Work to complete
Repeat the full listing below verbatim and keep the images out.

══ Dataset excerpt

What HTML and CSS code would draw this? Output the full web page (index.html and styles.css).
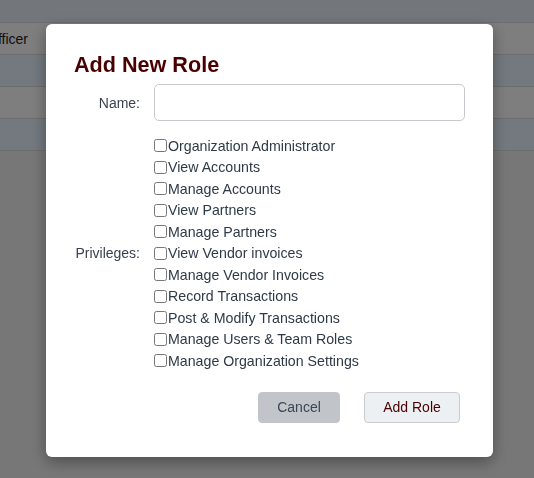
FILE: index.html
```html
<!DOCTYPE html>
<html lang="en">
<head>
<meta charset="utf-8">
<title>Roles</title>
<link rel="stylesheet" href="styles.css">
</head>
<body>
  <div class="page">
    <div class="table-head"></div>
    <div class="table-row"><span class="cell">Officer</span></div>
    <div class="table-row alt"></div>
    <div class="table-row"></div>
    <div class="table-row alt"></div>
  </div>

  <div class="overlay">
    <form class="modal">
      <h2 class="modal-title">Add New Role</h2>
      <div class="field">
        <label class="field-label" for="role-name">Name:</label>
        <input class="text-input" id="role-name" type="text">
      </div>
      <div class="field privileges">
        <span class="field-label">Privileges:</span>
        <div class="checks">
          <label class="check"><input type="checkbox">Organization Administrator</label>
          <label class="check"><input type="checkbox">View Accounts</label>
          <label class="check"><input type="checkbox">Manage Accounts</label>
          <label class="check"><input type="checkbox">View Partners</label>
          <label class="check"><input type="checkbox">Manage Partners</label>
          <label class="check"><input type="checkbox">View Vendor invoices</label>
          <label class="check"><input type="checkbox">Manage Vendor Invoices</label>
          <label class="check"><input type="checkbox">Record Transactions</label>
          <label class="check"><input type="checkbox">Post &amp; Modify Transactions</label>
          <label class="check"><input type="checkbox">Manage Users &amp; Team Roles</label>
          <label class="check"><input type="checkbox">Manage Organization Settings</label>
        </div>
      </div>
      <div class="actions">
        <button type="button" class="btn btn-cancel">Cancel</button>
        <button type="button" class="btn btn-primary">Add Role</button>
      </div>
    </form>
  </div>
</body>
</html>
```

FILE: styles.css
```css
* { box-sizing: border-box; }

html, body {
  margin: 0;
  height: 100%;
}

body {
  font-family: "Liberation Sans", Arial, sans-serif;
  font-size: 14px;
  color: #333;
  background: #eeeeee;
  overflow: hidden;
}

/* table behind the dialog */
.page {
  display: flex;
  flex-direction: column;
}

.table-head {
  height: 23px;
  background: #e6eef6;
  border-bottom: 1px solid #d8dde2;
}

.table-row {
  height: 32px;
  background: #fcfcfc;
  border-bottom: 1px solid #dadada;
  display: flex;
  align-items: center;
}

.table-row.alt {
  background: #e6f2fe;
}

.cell {
  margin-left: -13px;
  font-size: 14px;
  color: #222;
}

/* dimmed backdrop with the dialog on top */
.overlay {
  position: fixed;
  inset: 0;
  background: rgba(0, 0, 0, 0.5);
  display: flex;
  justify-content: flex-start;
  align-items: flex-start;
  padding: 24px 0 0 46px;
}

.modal {
  width: 447px;
  height: 433px;
  background: #fff;
  border-radius: 6px;
  box-shadow: 0 5px 15px rgba(0, 0, 0, 0.35);
  padding: 28px 28px 0 28px;
  display: flex;
  flex-direction: column;
}

.modal-title {
  margin: 0 0 6px 0;
  font-size: 21.6px;
  font-weight: bold;
  color: #4a0000;
  line-height: 26px;
}

.field {
  display: grid;
  grid-template-columns: 66px 1fr;
  column-gap: 14px;
  align-items: center;
}

.field-label {
  text-align: right;
  color: #3a4250;
  font-size: 14px;
}

.text-input {
  height: 37px;
  border: 1px solid #c6c9cd;
  border-radius: 5px;
  font: inherit;
  padding: 0 10px;
  outline: none;
}

.privileges {
  margin-top: 14px;
}

.checks {
  display: flex;
  flex-direction: column;
}

.check {
  display: flex;
  align-items: center;
  height: 21.5px;
  color: #2f3a48;
  font-size: 14.2px;
  white-space: nowrap;
}

.check input {
  width: 13px;
  height: 13px;
  margin: 0 1px 0 0;
}

.actions {
  display: flex;
  justify-content: flex-end;
  gap: 24px;
  padding-right: 5px;
  margin-top: 20px;
}

.btn {
  height: 31px;
  border-radius: 4px;
  font-family: inherit;
  font-size: 14px;
  cursor: pointer;
}

.btn-cancel {
  width: 82px;
  background: #c1c5c9;
  border: 1px solid #c1c5c9;
  color: #3a4656;
}

.btn-primary {
  width: 96px;
  background: #edf0f2;
  border: 1px solid #c9ccd0;
  color: #4a0000;
}
```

════

Answer in full
What HTML and CSS code would draw this? Output the full web page (index.html and styles.css).
FILE: index.html
```html
<!DOCTYPE html>
<html lang="en">
<head>
<meta charset="utf-8">
<title>Roles</title>
<link rel="stylesheet" href="styles.css">
</head>
<body>
  <div class="page">
    <div class="table-head"></div>
    <div class="table-row"><span class="cell">Officer</span></div>
    <div class="table-row alt"></div>
    <div class="table-row"></div>
    <div class="table-row alt"></div>
  </div>

  <div class="overlay">
    <form class="modal">
      <h2 class="modal-title">Add New Role</h2>
      <div class="field">
        <label class="field-label" for="role-name">Name:</label>
        <input class="text-input" id="role-name" type="text">
      </div>
      <div class="field privileges">
        <span class="field-label">Privileges:</span>
        <div class="checks">
          <label class="check"><input type="checkbox">Organization Administrator</label>
          <label class="check"><input type="checkbox">View Accounts</label>
          <label class="check"><input type="checkbox">Manage Accounts</label>
          <label class="check"><input type="checkbox">View Partners</label>
          <label class="check"><input type="checkbox">Manage Partners</label>
          <label class="check"><input type="checkbox">View Vendor invoices</label>
          <label class="check"><input type="checkbox">Manage Vendor Invoices</label>
          <label class="check"><input type="checkbox">Record Transactions</label>
          <label class="check"><input type="checkbox">Post &amp; Modify Transactions</label>
          <label class="check"><input type="checkbox">Manage Users &amp; Team Roles</label>
          <label class="check"><input type="checkbox">Manage Organization Settings</label>
        </div>
      </div>
      <div class="actions">
        <button type="button" class="btn btn-cancel">Cancel</button>
        <button type="button" class="btn btn-primary">Add Role</button>
      </div>
    </form>
  </div>
</body>
</html>
```

FILE: styles.css
```css
* { box-sizing: border-box; }

html, body {
  margin: 0;
  height: 100%;
}

body {
  font-family: "Liberation Sans", Arial, sans-serif;
  font-size: 14px;
  color: #333;
  background: #eeeeee;
  overflow: hidden;
}

/* table behind the dialog */
.page {
  display: flex;
  flex-direction: column;
}

.table-head {
  height: 23px;
  background: #e6eef6;
  border-bottom: 1px solid #d8dde2;
}

.table-row {
  height: 32px;
  background: #fcfcfc;
  border-bottom: 1px solid #dadada;
  display: flex;
  align-items: center;
}

.table-row.alt {
  background: #e6f2fe;
}

.cell {
  margin-left: -13px;
  font-size: 14px;
  color: #222;
}

/* dimmed backdrop with the dialog on top */
.overlay {
  position: fixed;
  inset: 0;
  background: rgba(0, 0, 0, 0.5);
  display: flex;
  justify-content: flex-start;
  align-items: flex-start;
  padding: 24px 0 0 46px;
}

.modal {
  width: 447px;
  height: 433px;
  background: #fff;
  border-radius: 6px;
  box-shadow: 0 5px 15px rgba(0, 0, 0, 0.35);
  padding: 28px 28px 0 28px;
  display: flex;
  flex-direction: column;
}

.modal-title {
  margin: 0 0 6px 0;
  font-size: 21.6px;
  font-weight: bold;
  color: #4a0000;
  line-height: 26px;
}

.field {
  display: grid;
  grid-template-columns: 66px 1fr;
  column-gap: 14px;
  align-items: center;
}

.field-label {
  text-align: right;
  color: #3a4250;
  font-size: 14px;
}

.text-input {
  height: 37px;
  border: 1px solid #c6c9cd;
  border-radius: 5px;
  font: inherit;
  padding: 0 10px;
  outline: none;
}

.privileges {
  margin-top: 14px;
}

.checks {
  display: flex;
  flex-direction: column;
}

.check {
  display: flex;
  align-items: center;
  height: 21.5px;
  color: #2f3a48;
  font-size: 14.2px;
  white-space: nowrap;
}

.check input {
  width: 13px;
  height: 13px;
  margin: 0 1px 0 0;
}

.actions {
  display: flex;
  justify-content: flex-end;
  gap: 24px;
  padding-right: 5px;
  margin-top: 20px;
}

.btn {
  height: 31px;
  border-radius: 4px;
  font-family: inherit;
  font-size: 14px;
  cursor: pointer;
}

.btn-cancel {
  width: 82px;
  background: #c1c5c9;
  border: 1px solid #c1c5c9;
  color: #3a4656;
}

.btn-primary {
  width: 96px;
  background: #edf0f2;
  border: 1px solid #c9ccd0;
  color: #4a0000;
}
```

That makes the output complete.